Les paiements dans les transports sont marqués par de fortes évolutions : l’heure est au paiement « frictionless » et à la convergence entre billettique et monétique sur un même support, principalement la carte bancaire.

Dans la mobilité, les transports sont susceptibles d’être catégorisés par leurs usages : transports publics, qu’ils soient urbains ou interurbains, voire internationaux, par opposition aux transports individuels, que l’usager en soit propriétaire ou locataire, ponctuellement (moyen de transport en libre-service ou free-floating par exemple) ou dans la durée (leasing, par exemple).

En même temps, nous pouvons distinguer les moyens de paiement des transports eux-mêmes de ceux des services leur étant périphériques.

À travers ce prisme, nous constatons que les façons de payer sont spécifiques à chaque type de transport et selon la réglementation en vigueur. Globalement, les parcours clients évoluent vers le tout digital.

Le paiement du transport lui-même

Dans le cas des réseaux de VTC, voire maintenant de grandes centrales de taxi (notamment celles d’Île-de-France), le paiement basé sur la carte passe par l’application mobile de la centrale et devient presque invisible : le client commande et consomme la course et le paiement est réalisé automatiquement. Le paiement n’est pas garanti, mais un impayé empêche l’utilisateur de poursuivre avec son application.

Pour les moyens de transport personnels en location à l’usage, que ce soit sur borne ou en free-floating, tels que vélo, voiture et maintenant trottinette, il s’agit généralement d’un abonnement adossé à un prélèvement ou à des règlements récurrents par carte bancaire. La caution (non débitée) est traitée par enregistrement de la carte bancaire.
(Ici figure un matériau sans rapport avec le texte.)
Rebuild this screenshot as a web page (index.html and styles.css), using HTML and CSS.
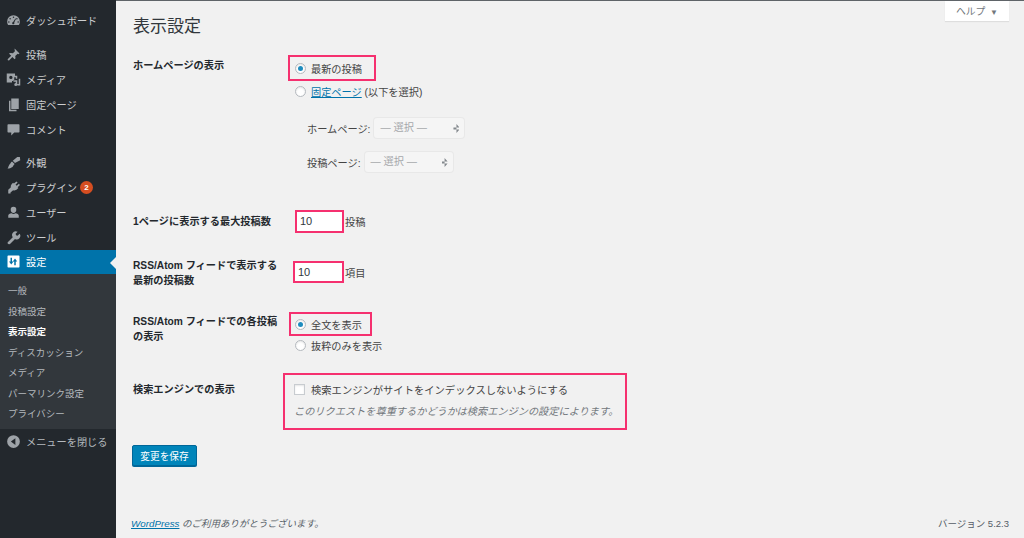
FILE: index.html
```html
<!DOCTYPE html>
<html lang="ja">
<head>
    <meta charset="UTF-8">
    <meta name="viewport" content="width=device-width, initial-scale=1.0">
    <title>表示設定</title>
    <link rel="stylesheet" href="styles.css">
</head>
<body>

    <nav class="sidebar">
        <ul class="menu menu-first">
            <li class="menu-item"><svg class="menu-icon" viewBox="0 0 20 20"><path fill-rule="evenodd" d="M10 3a8.500 8.500 0 0 0-8.500 8.500c0 1.800.5 3.200 1.300 4.500h14.400c.8-1.300 1.300-2.700 1.300-4.500A8.500 8.500 0 0 0 10 3zm0 1.500a1 1 0 1 1 0 2 1 1 0 0 1 0-2zM5.500 6.500a1 1 0 1 1 0 2 1 1 0 0 1 0-2zm9 0a1 1 0 1 1 0 2 1 1 0 0 1 0-2zM3.800 11a1 1 0 1 1 0 2 1 1 0 0 1 0-2zm12.400 0a1 1 0 1 1 0 2 1 1 0 0 1 0-2zm-3.700-3.800.9.500-2.400 5.100a1.500 1.500 0 1 1-1.500-.7z"/></svg>ダッシュボード</li>
        </ul>
        <ul class="menu">
            <li class="menu-item"><svg class="menu-icon" viewBox="0 0 20 20"><path d="M11.500 2 18 8.500l-1.500 1-1-.6-3.200 3 .4 3.100-1.200 1.200-3-3-4.500 4.800-1.500-.4-.3-1.400 4.700-4.700-3-3L6 8l3.200.4 3-3.100-.7-1.100z"/></svg>投稿</li>
            <li class="menu-item"><svg class="menu-icon" viewBox="0 0 20 20"><path fill-rule="evenodd" d="M1 2h11v3h3v4h-2V7h-2v5H8v2H1zm5.500 3a2.200 2.200 0 1 0 0 4.400 2.200 2.200 0 0 0 0-4.400zM17 9h2v9h-4v-2h2zm-7 2h5v5.500a2 2 0 1 1-2-2v-1.500h-3z"/></svg>メディア</li>
            <li class="menu-item"><svg class="menu-icon" viewBox="0 0 20 20"><path d="M7 2h10v14H7zM4 5h2v12h8v2H4z"/></svg>固定ページ</li>
            <li class="menu-item"><svg class="menu-icon" viewBox="0 0 20 20"><path d="M3 3h14a1 1 0 0 1 1 1v9a1 1 0 0 1-1 1h-6l-4 4v-4H3a1 1 0 0 1-1-1V4a1 1 0 0 1 1-1z"/></svg>コメント</li>
        </ul>
        <ul class="menu">
            <li class="menu-item"><svg class="menu-icon" viewBox="0 0 20 20"><path d="M18.500 2.500 19 7l-7 3.500-3-3 6-5zM8 8.500l3.500 3.500-1.500 1.500c-.5 2-2.500 4-8 4.500 1.500-1.500 1-3 2.300-4.700C5.500 11.500 6.500 11 6.500 10z"/></svg>外観</li>
            <li class="menu-item"><svg class="menu-icon" viewBox="0 0 20 20"><path d="M14 2l1.500 1.300-2.800 3 1.600 1.500 2.900-2.900L18.500 6.500l-3 3 1 1-1.500 1.500c-2 2-4 2.200-5.500 1.500L6 16.500V18H3v-5l3.500-3.200c-.4-1.500 0-3.300 1.500-4.800l1.500-1.500 1 1z"/></svg>プラグイン<span class="badge">2</span></li>
            <li class="menu-item"><svg class="menu-icon" viewBox="0 0 20 20"><path d="M10 2.500a3.700 3.700 0 0 1 3.700 4c0 2.200-1.500 4-3.700 4s-3.700-1.800-3.700-4a3.700 3.700 0 0 1 3.700-4zM3 17v-3c0-1.500 2-2.500 4.500-3 .8.700 1.600 1 2.500 1s1.700-.3 2.500-1c2.500.5 4.500 1.500 4.500 3v3z"/></svg>ユーザー</li>
            <li class="menu-item"><svg class="menu-icon" viewBox="0 0 20 20"><path d="M14 2a4.500 4.500 0 0 1 1.500.3L12.800 5l.6 2 2 .6 2.700-2.700A4.800 4.800 0 0 1 12 12l-6 6a2 2 0 0 1-3.500-2l.5-.5 6-6A4.800 4.800 0 0 1 14 2z"/></svg>ツール</li>
            <li class="menu-item is-current"><svg class="menu-icon" viewBox="0 0 20 20"><path fill-rule="evenodd" d="M3 2h14a1 1 0 0 1 1 1v14a1 1 0 0 1-1 1H3a1 1 0 0 1-1-1V3a1 1 0 0 1 1-1zm3 3v5H4l3 4 3-4H8V5zm7 10v-5h2l-3-4-3 4h2v5z"/></svg>設定</li>
        </ul>
        <ul class="submenu">
            <li>一般</li>
            <li>投稿設定</li>
            <li class="is-current">表示設定</li>
            <li>ディスカッション</li>
            <li>メディア</li>
            <li>パーマリンク設定</li>
            <li>プライバシー</li>
        </ul>
        <div class="collapse"><svg class="menu-icon" viewBox="0 0 20 20"><path d="M10 1.500a8.500 8.500 0 1 1 0 17 8.500 8.500 0 0 1 0-17zM12.500 5.500 6.500 10l6 4.500z" fill-rule="evenodd"/></svg>メニューを閉じる</div>
    </nav>

    <main class="content">
        <button class="help-tab">ヘルプ <span class="help-arrow">▼</span></button>
        <h1>表示設定</h1>

        <div class="form-row row-front">
            <div class="row-label">ホームページの表示</div>
            <div class="row-field">
                <div class="mark mark-latest"><label class="option"><span class="radio checked"></span>最新の投稿</label></div>
                <label class="option option-page"><span class="radio"></span><a href="#">固定ページ</a>&nbsp;(以下を選択)</label>
                <div class="page-select select-home">ホームページ: <span class="fake-select">— 選択 —<span class="updown"></span></span></div>
                <div class="page-select select-posts">投稿ページ: <span class="fake-select short">— 選択 —<span class="updown"></span></span></div>
            </div>
        </div>

        <div class="form-row row-perpage">
            <div class="row-label">1ページに表示する最大投稿数</div>
            <div class="row-field number-field">
                <span class="mark mark-number"><span class="number-input">10</span></span>投稿
            </div>
        </div>

        <div class="form-row row-rss">
            <div class="row-label">RSS/Atom フィードで表示する最新の投稿数</div>
            <div class="row-field number-field">
                <span class="mark mark-number wide"><span class="number-input">10</span></span>項目
            </div>
        </div>

        <div class="form-row row-excerpt">
            <div class="row-label">RSS/Atom フィードでの各投稿の表示</div>
            <div class="row-field">
                <div class="mark mark-full"><label class="option"><span class="radio checked"></span>全文を表示</label></div>
                <label class="option option-excerpt"><span class="radio"></span>抜粋のみを表示</label>
            </div>
        </div>

        <div class="form-row row-search">
            <div class="row-label">検索エンジンでの表示</div>
            <div class="row-field">
                <div class="mark mark-search">
                    <label class="option"><span class="checkbox"></span>検索エンジンがサイトをインデックスしないようにする</label>
                    <p class="description">このリクエストを尊重するかどうかは検索エンジンの設定によります。</p>
                </div>
            </div>
        </div>

        <button class="save-button">変更を保存</button>

        <footer class="page-footer">
            <span class="thanks"><a href="#">WordPress</a> のご利用ありがとうございます。</span>
            <span>バージョン 5.2.3</span>
        </footer>
    </main>

</body>
</html>
```

FILE: styles.css
```css
/* 全体 */
* {
    box-sizing: border-box;
}

html, body {
    height: 100%;
}

body {
    margin: 0;
    display: flex;
    overflow: hidden;
    background: #f1f1f1;
    color: #444;
    font-family: "Liberation Sans", "Noto Sans CJK JP", sans-serif;
    font-size: 10.2px;
}

a {
    color: #0073aa;
}

ul {
    list-style: none;
    margin: 0;
    padding: 0;
}

/* サイドバー */
.sidebar {
    flex: 0 0 116px;
    height: 100%;
    padding-top: 8.5px;
    background: #23282d;
    color: #ccced0;
}

.menu {
    margin-bottom: 8px;
}

.menu-first {
    margin-bottom: 9px;
}

.menu-item {
    position: relative;
    display: flex;
    align-items: center;
    height: 24.9px;
    padding-left: 6px;
}

.menu-icon {
    flex: none;
    width: 15px;
    height: 15px;
    margin-right: 5px;
    fill: #9ea3a8;
}

.menu-item.is-current {
    background: #0073aa;
    color: #fff;
}

.menu-item.is-current .menu-icon {
    fill: #fff;
}

.menu-item.is-current::after {
    content: "";
    position: absolute;
    right: 0;
    top: 7px;
    border: 6px solid transparent;
    border-right-color: #f1f1f1;
    border-left-width: 0;
}

.badge {
    width: 13px;
    height: 13px;
    margin-left: 3px;
    border-radius: 50%;
    background: #d54e21;
    color: #fff;
    font-size: 8px;
    font-weight: bold;
    line-height: 13px;
    text-align: center;
}

.submenu {
    margin-top: -8px;
    padding: 7px 0 4px;
    background: #32373c;
    color: #b4b9be;
    font-size: 9.5px;
}

.submenu li {
    height: 20.5px;
    padding-left: 8px;
    line-height: 20.5px;
}

.submenu .is-current {
    color: #fff;
    font-weight: bold;
}

.collapse {
    display: flex;
    align-items: center;
    height: 26px;
    padding-left: 6px;
    color: #b4b9be;
}

/* メイン */
.content {
    position: relative;
    flex: 1;
    display: flex;
    flex-direction: column;
    height: 100%;
    padding: 16px 15px 8px 17px;
    border-top: 1px solid #5f6468;
}

h1 {
    margin: 0 0 18px;
    color: #32373c;
    font-size: 17px;
    font-weight: normal;
    line-height: 20px;
}

.help-tab {
    position: absolute;
    top: 0;
    right: 15px;
    width: 64px;
    height: 20px;
    padding: 0;
    border: 0;
    background: #fff;
    box-shadow: 0 1px 1px rgba(0, 0, 0, 0.08);
    color: #72777c;
    font: inherit;
    font-size: 9.8px;
}

.help-arrow {
    margin-left: 2px;
    font-size: 8px;
}

/* フォーム */
.form-row {
    display: grid;
    grid-template-columns: 150px 1fr;
    column-gap: 5px;
}

.row-label {
    color: #23282d;
    font-weight: bold;
    line-height: 15px;
}

.row-front .row-label {
    padding-top: 3px;
}

.row-perpage {
    margin-top: 38px;
}

.row-perpage .row-label {
    padding-top: 4px;
}

.row-rss {
    margin-top: 25px;
}

.row-excerpt {
    margin-top: 24px;
}

.row-excerpt .row-label {
    padding-top: 2px;
}

.row-search {
    margin-top: 18px;
}

.row-search .row-label {
    padding-top: 9px;
}

.mark {
    border: 2px solid #f5306f;
}

.option {
    display: flex;
    align-items: center;
    height: 20px;
}

.radio, .checkbox {
    flex: none;
    width: 11px;
    height: 11px;
    margin-right: 5px;
    border: 1px solid #b4b9be;
    background: #fff;
    box-shadow: inset 0 1px 2px rgba(0, 0, 0, 0.1);
}

.radio {
    display: flex;
    align-items: center;
    justify-content: center;
    border-radius: 50%;
}

.radio.checked::before {
    content: "";
    width: 5px;
    height: 5px;
    border-radius: 50%;
    background: #1e8cbe;
}

.mark-latest {
    width: 88px;
    height: 26px;
    padding: 1px 0 0 5px;
}

.option-page {
    margin-left: 7px;
}

.page-select {
    display: flex;
    align-items: center;
    height: 20px;
    margin-left: 19px;
}

.select-home {
    margin-top: 17px;
}

.select-posts {
    margin-top: 14px;
}

.fake-select {
    position: relative;
    width: 90px;
    height: 20px;
    margin-left: 4px;
    padding-left: 6px;
    border-radius: 3px;
    background: #f5f5f5;
    box-shadow: 0 0 0 1px #e8e8e8;
    color: #a5a8ab;
    line-height: 20px;
}

.fake-select.short {
    width: 88px;
}

.updown {
    position: absolute;
    right: 5px;
    top: 6px;
    width: 6px;
    height: 9px;
    background: #82878c;
    clip-path: polygon(50% 0, 100% 40%, 0 40%, 0 60%, 100% 60%, 50% 100%);
}

.number-field {
    display: flex;
    align-items: center;
    align-self: start;
}

.mark-number {
    display: block;
    width: 49px;
    height: 23px;
    margin: 0 1px 0 7px;
}

.mark-number.wide {
    width: 51px;
    height: 22px;
    margin-left: 5px;
}

.number-input {
    display: block;
    height: 100%;
    padding-left: 3px;
    background: #fff;
    color: #32373c;
    font-size: 11px;
    line-height: 19px;
}

.row-rss .row-field {
    padding-top: 3px;
}

.mark-full {
    width: 83px;
    height: 24px;
    margin-left: 1px;
    padding: 0 0 0 4px;
}

.option-excerpt {
    margin: -1px 0 0 7px;
}

.mark-search {
    width: 344px;
    height: 57px;
    margin-left: -5px;
    padding: 4px 0 0 9px;
    font-size: 10.3px;
}

.mark-search .checkbox {
    margin-right: 6px;
    border-color: #c8ccd0;
}

.description {
    margin: 3px 0 0;
    color: #72777c;
    font-size: 10.2px;
    font-style: italic;
    line-height: 20px;
    white-space: nowrap;
}

/* ボタン */
.save-button {
    align-self: flex-start;
    width: 65px;
    height: 21px;
    margin: 15px 0 0 -1px;
    padding: 0;
    border: 1px solid #006799;
    border-radius: 2px;
    background: #0085ba;
    box-shadow: 0 1px 0 #006799;
    color: #fff;
    font: inherit;
    font-size: 9.7px;
}

.page-footer {
    display: flex;
    justify-content: space-between;
    margin-top: auto;
    margin-left: -2px;
    color: #555d66;
    font-size: 9.5px;
}

.thanks {
    font-style: italic;
}

.thanks a {
    font-size: 9.8px;
}
```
Les transports publics (bus, métro, train) sont généralement réalisés en mode prépayé, avec des paiements à l’unité en liquide, par carte bancaire, ou en abonnement basé sur un prélèvement, tel que la carte Navigo en Ile-de-France. Celle-ci est rechargeable avec un paiement à la borne et supporte maintenant un paiement par carte en ligne (le titre devant toujours être activé à une borne).

Le transport aérien est traité depuis longtemps comme un cas particulier, avec des fonctions spécifiques de contrôle des usagers, par exemple la vérification de la corrélation du nom de la carte de paiement avec le nom du passager et la mise en œuvre d’outils de lutte contre la fraude pour s’assurer non seulement du paiement, mais aussi de la légitimité de l’acheteur.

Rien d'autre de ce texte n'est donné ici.